Fay M. Jackson described her in 1935:
Over the kilocycle waves, she is the light hearted Mignonette, one of the bright lights of radio’s original musical comedy, The Gibson Family [...] Off the air, she is the equally pert and lively Gee Gee James. First as a chorus girl, then as a soubrette, she followed her star. Radio fans first heard Gee Gee over a local station in Philadelphia and shortly thereafter she was signed for her first network commercial — The Gibson Family. Miss James is determined to become a headliner. A topnotch voice, pluck, persistence, and constitutional good humor combine to further her ambition.
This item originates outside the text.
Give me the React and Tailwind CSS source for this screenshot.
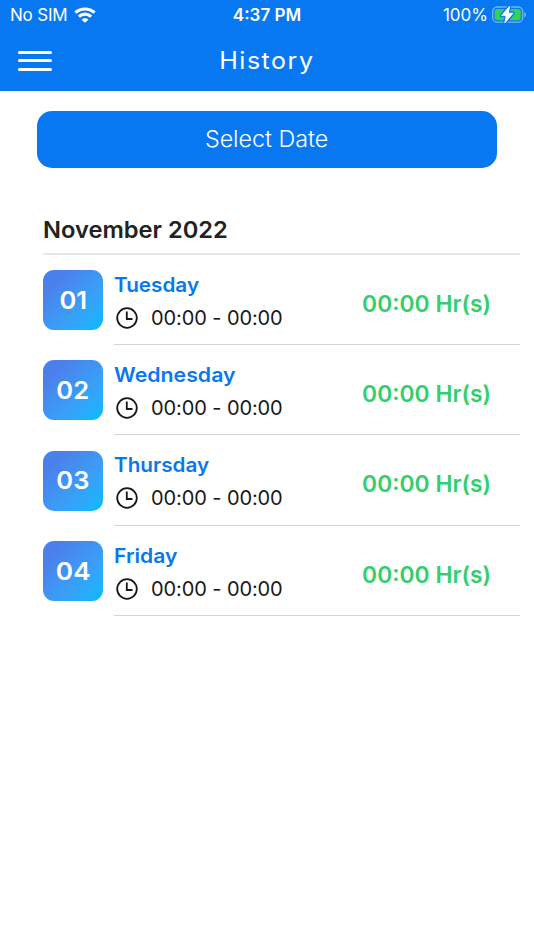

An episode of The Gibson Family that aired on May 12, 1935 featured a wedding between James' character Mignonette, and Theophilus (played by another African American actor, Ernest Whitman; see Personal life below), with Hall Johnson's choir performing.
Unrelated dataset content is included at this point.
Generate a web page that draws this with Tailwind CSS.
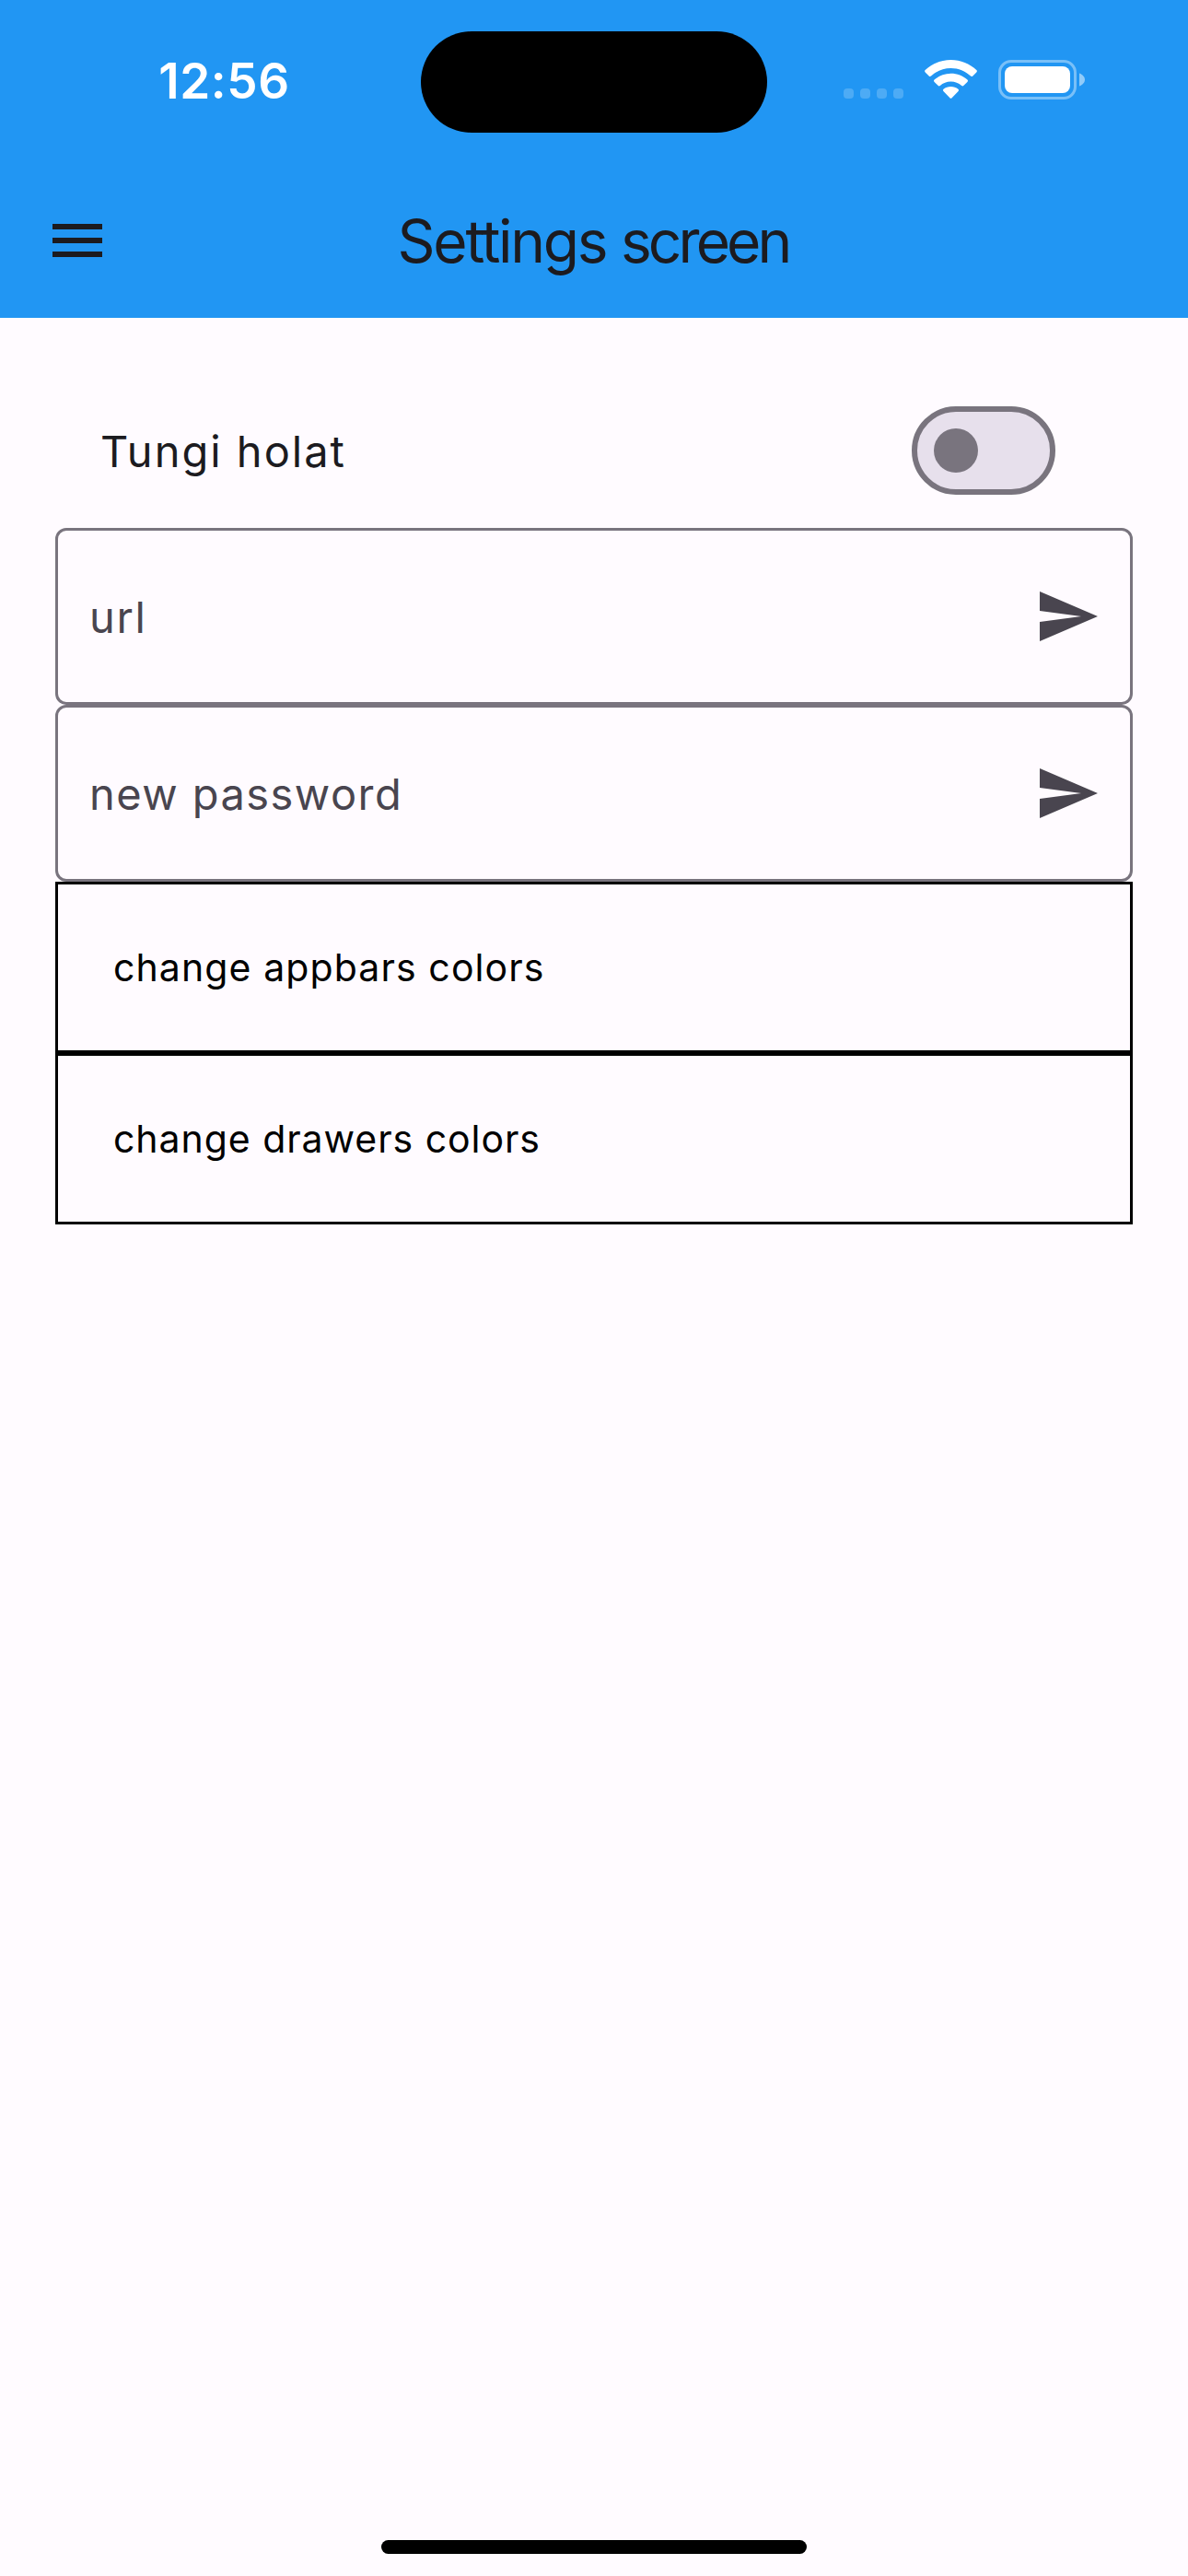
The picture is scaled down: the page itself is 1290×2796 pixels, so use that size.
<!DOCTYPE html>
<html lang="en">
<head>
<meta charset="utf-8">
<title>Settings screen</title>
<script src="https://cdn.jsdelivr.net/npm/@tailwindcss/browser@4"></script>
</head>
<body class="bg-[#fffbff]">
<div class="flex h-[2796px] w-[1290px] flex-col overflow-hidden bg-[#fffbff] font-['Inter',sans-serif] text-[#1c1b1f]">
  <header class="h-[345px] shrink-0 bg-[#2196f3]">
    <!-- Status bar -->
    <div class="grid h-[177px] grid-cols-[457px_376px_1fr] items-start text-white">
      <div class="flex h-[177px] items-center justify-center pl-[30px]">
        <span class="text-[53px] leading-none font-semibold tracking-[0.6px]">12:56</span>
      </div>
      <div class="mt-[34px] h-[110px] rounded-full bg-black"></div>
      <div class="flex items-start pt-[65px] pl-[83px]">
        <div class="mt-[31px] flex gap-[7px]">
          <span class="size-[11px] rounded-[4px] bg-white/20"></span>
          <span class="size-[11px] rounded-[4px] bg-white/20"></span>
          <span class="size-[11px] rounded-[4px] bg-white/20"></span>
          <span class="size-[11px] rounded-[4px] bg-white/20"></span>
        </div>
        <svg class="ml-[23px] h-[43px] w-[57px]" viewBox="0 0 57 43" fill="currentColor">
          <path d="M28.5 9C36.8 9 44.3 12.2 50 17.6Q51.2 18.6 52.3 17.5L56.3 13.4Q57.5 12.2 56.3 11.1C49 4.1 39.2 0 28.5 0S8 4.1.7 11.1Q-.5 12.2.7 13.4L4.7 17.5Q5.8 18.6 7 17.6C12.7 12.2 20.2 9 28.5 9z"/>
          <path d="M28.5 23.5C32.9 23.5 37 25.1 40.2 27.9Q41.4 28.9 42.5 27.8L46.4 23.9Q47.6 22.7 46.4 21.6C41.7 17.3 35.4 14.7 28.5 14.7S15.3 17.3 10.6 21.6Q9.4 22.7 10.6 23.9L14.5 27.8Q15.6 28.9 16.8 27.9C20 25.1 24.1 23.5 28.5 23.5z"/>
          <path d="M36.6 33.9Q37.7 32.8 36.5 31.8C34.3 30 31.5 29 28.5 29S22.7 30 20.5 31.8Q19.3 32.8 20.4 33.9L27.4 41.3Q28.5 42.4 29.6 41.3z"/>
        </svg>
        <svg class="ml-[23px] h-[43px] w-[94px]" viewBox="0 0 94 43" fill="none">
          <rect x="1.5" y="1.5" width="82" height="40" rx="12.5" stroke="currentColor" stroke-opacity=".4" stroke-width="3"/>
          <rect x="7" y="7" width="71" height="29" rx="8" fill="currentColor"/>
          <path d="M88 14.5C91.5 16 94 18.5 94 21.5S91.5 27 88 28.5z" fill="currentColor" fill-opacity=".5"/>
        </svg>
      </div>
    </div>
    <!-- App bar -->
    <div class="grid h-[168px] grid-cols-[168px_1fr_168px] items-center">
      <svg class="ml-12 size-[72px]" viewBox="0 0 24 24" fill="currentColor"><path d="M3 18h18v-2H3v2zm0-5h18v-2H3v2zm0-7v2h18V6H3z"/></svg>
      <h1 class="pt-[2px] pr-[2px] text-center text-[64px] leading-none tracking-[-2.3px]">Settings <span class="tracking-[-3.9px]">screen</span></h1>
    </div>
  </header>

  <main class="flex grow flex-col px-[60px] pt-[84px]">
    <div class="flex h-[144px] items-center justify-between pr-[84px] pb-[24px] pl-[49px]">
      <span class="text-[47px] leading-none tracking-[2px]">Tungi holat</span>
      <div class="flex h-[96px] w-[156px] items-center rounded-full border-[6px] border-[#79747e] bg-[#e7e0ec] pl-[18px]">
        <div class="size-[48px] rounded-full bg-[#79747e]"></div>
      </div>
    </div>
    <div class="flex h-[192px] items-center justify-between rounded-[12px] border-[3px] border-[#79747e] pr-[32px] pl-[34px] text-[#49454f]">
      <span class="text-[47px] leading-none tracking-[1.6px]">url</span>
      <svg class="size-[72px]" viewBox="0 0 24 24" fill="currentColor"><path d="M2.01 21L23 12 2.01 3 2 10l15 2-15 2z"/></svg>
    </div>
    <div class="flex h-[192px] items-center justify-between rounded-[12px] border-[3px] border-[#79747e] pr-[32px] pl-[34px] text-[#49454f]">
      <span class="text-[47px] leading-none tracking-[1.45px]">new password</span>
      <svg class="size-[72px]" viewBox="0 0 24 24" fill="currentColor"><path d="M2.01 21L23 12 2.01 3 2 10l15 2-15 2z"/></svg>
    </div>
    <div class="flex h-[186px] items-center border-[3px] border-black pl-[60px] text-[41px] leading-none tracking-[1.1px] text-black">change appbars colors</div>
    <div class="flex h-[186px] items-center border-[3px] border-black pl-[60px] text-[41px] leading-none tracking-[0.95px] text-black">change drawers colors</div>
  </main>

  <footer class="flex justify-center pb-[24px]">
    <div class="h-[15px] w-[462px] rounded-full bg-black"></div>
  </footer>
</div>
</body>
</html>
She performed comedy with Eddie Green on Louis Armstrong's radio program in 1937.

A 1938 profile highlighted her role as Tulip on Hilltop House, and described her as "one of the best known radio actresses on the air today. Gee Gee not only acts with the best, but sings equally as well."

She played an eponymous role on Her Honor, Nancy James in 1939.

She voiced performances on three episodes of The Jack Benny Program in 1940-41.

She was in the original cast of the plays:

- Michael Drops In (by William DuBois; opened December 27, 1938), as "Hattie".
- No Time for Comedy (opened April 17, 1939), as "Clementine"
- Three's a Family (opened May 5, 1943), as "Another Maid"
- A Streetcar Named Desire (opened December 3, 1947), as "Negro Woman"

==Personal life==

A March 1939 news article stated she was the wife of George Wiltshire, and had a 6 year old daughter who used the name Gee Gee as well.

Elva Diane Green, daughter of Eddie Green, stated that James was later married to Ernest Whitman.